Copy each line of the entries beneath that contains the word "React".

▸ **Source records**:
##########

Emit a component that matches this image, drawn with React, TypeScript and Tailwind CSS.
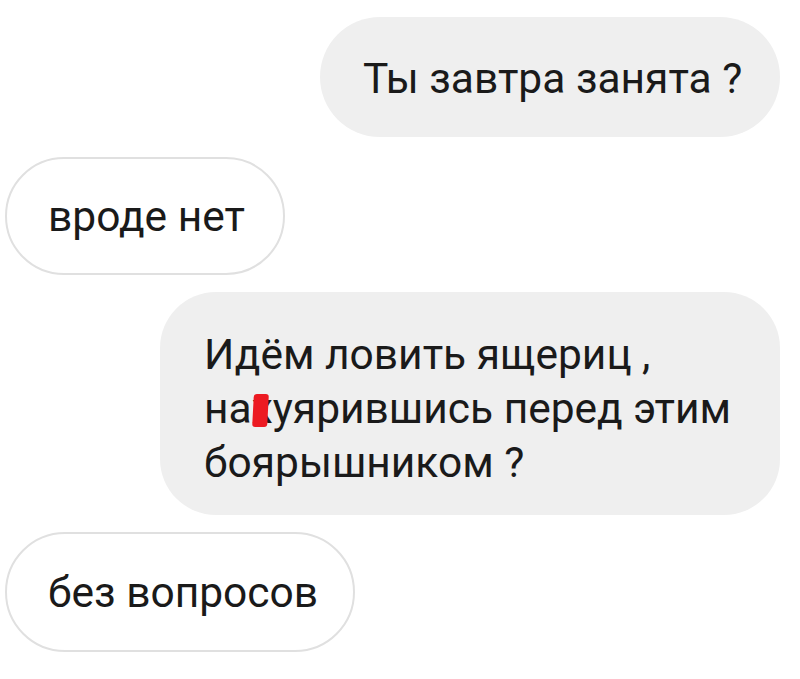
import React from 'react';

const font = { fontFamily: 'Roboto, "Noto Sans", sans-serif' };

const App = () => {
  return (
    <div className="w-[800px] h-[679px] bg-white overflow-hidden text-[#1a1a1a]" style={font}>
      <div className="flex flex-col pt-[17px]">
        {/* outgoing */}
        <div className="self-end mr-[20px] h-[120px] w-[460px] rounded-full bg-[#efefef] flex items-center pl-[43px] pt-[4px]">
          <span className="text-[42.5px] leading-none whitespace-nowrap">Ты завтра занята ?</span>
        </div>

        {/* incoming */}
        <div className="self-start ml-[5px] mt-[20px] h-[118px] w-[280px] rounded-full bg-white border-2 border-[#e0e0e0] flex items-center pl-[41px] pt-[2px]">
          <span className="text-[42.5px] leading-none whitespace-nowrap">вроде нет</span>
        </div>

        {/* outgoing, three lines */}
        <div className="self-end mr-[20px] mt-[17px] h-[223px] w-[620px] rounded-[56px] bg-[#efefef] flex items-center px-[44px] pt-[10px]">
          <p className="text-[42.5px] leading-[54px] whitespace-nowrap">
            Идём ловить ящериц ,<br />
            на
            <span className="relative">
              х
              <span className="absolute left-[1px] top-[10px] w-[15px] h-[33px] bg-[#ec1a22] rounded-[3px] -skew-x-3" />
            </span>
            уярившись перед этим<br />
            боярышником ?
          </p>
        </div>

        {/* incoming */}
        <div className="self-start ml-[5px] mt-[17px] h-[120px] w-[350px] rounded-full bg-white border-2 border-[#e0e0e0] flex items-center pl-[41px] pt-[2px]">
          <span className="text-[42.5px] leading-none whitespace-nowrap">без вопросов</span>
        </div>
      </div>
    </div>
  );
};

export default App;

##########

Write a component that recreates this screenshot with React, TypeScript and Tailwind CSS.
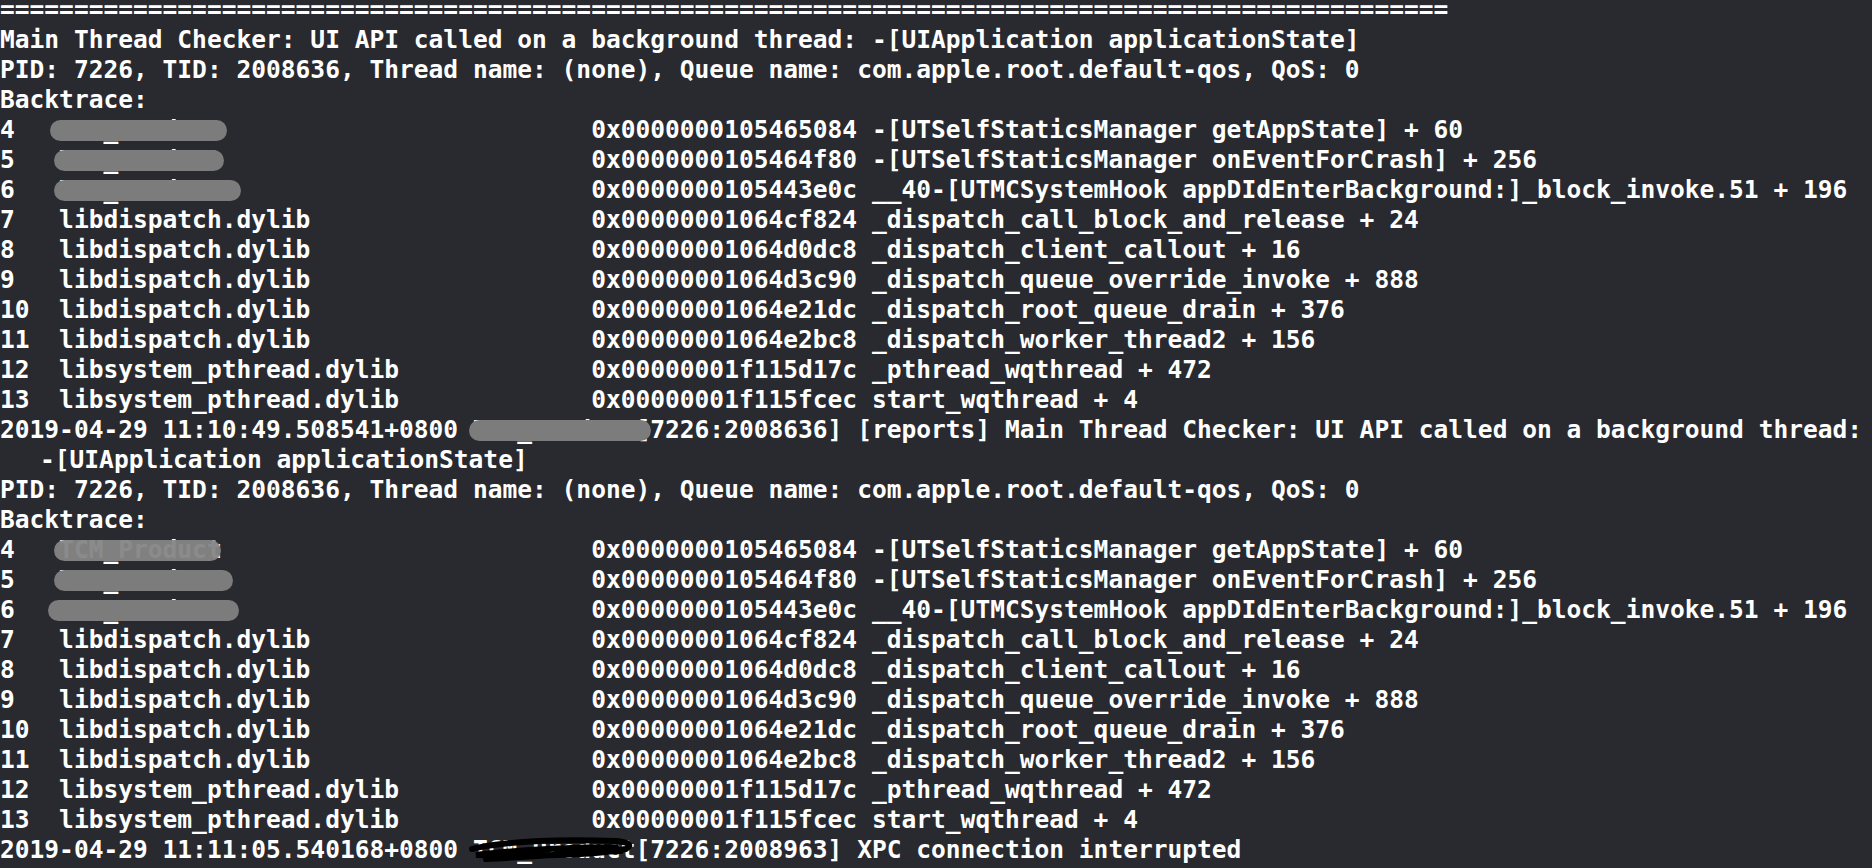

##########

▸ **Solution to the problem**:
Emit a component that matches this image, drawn with React, TypeScript and Tailwind CSS.
import React from 'react';
Write a component that recreates this screenshot with React, TypeScript and Tailwind CSS.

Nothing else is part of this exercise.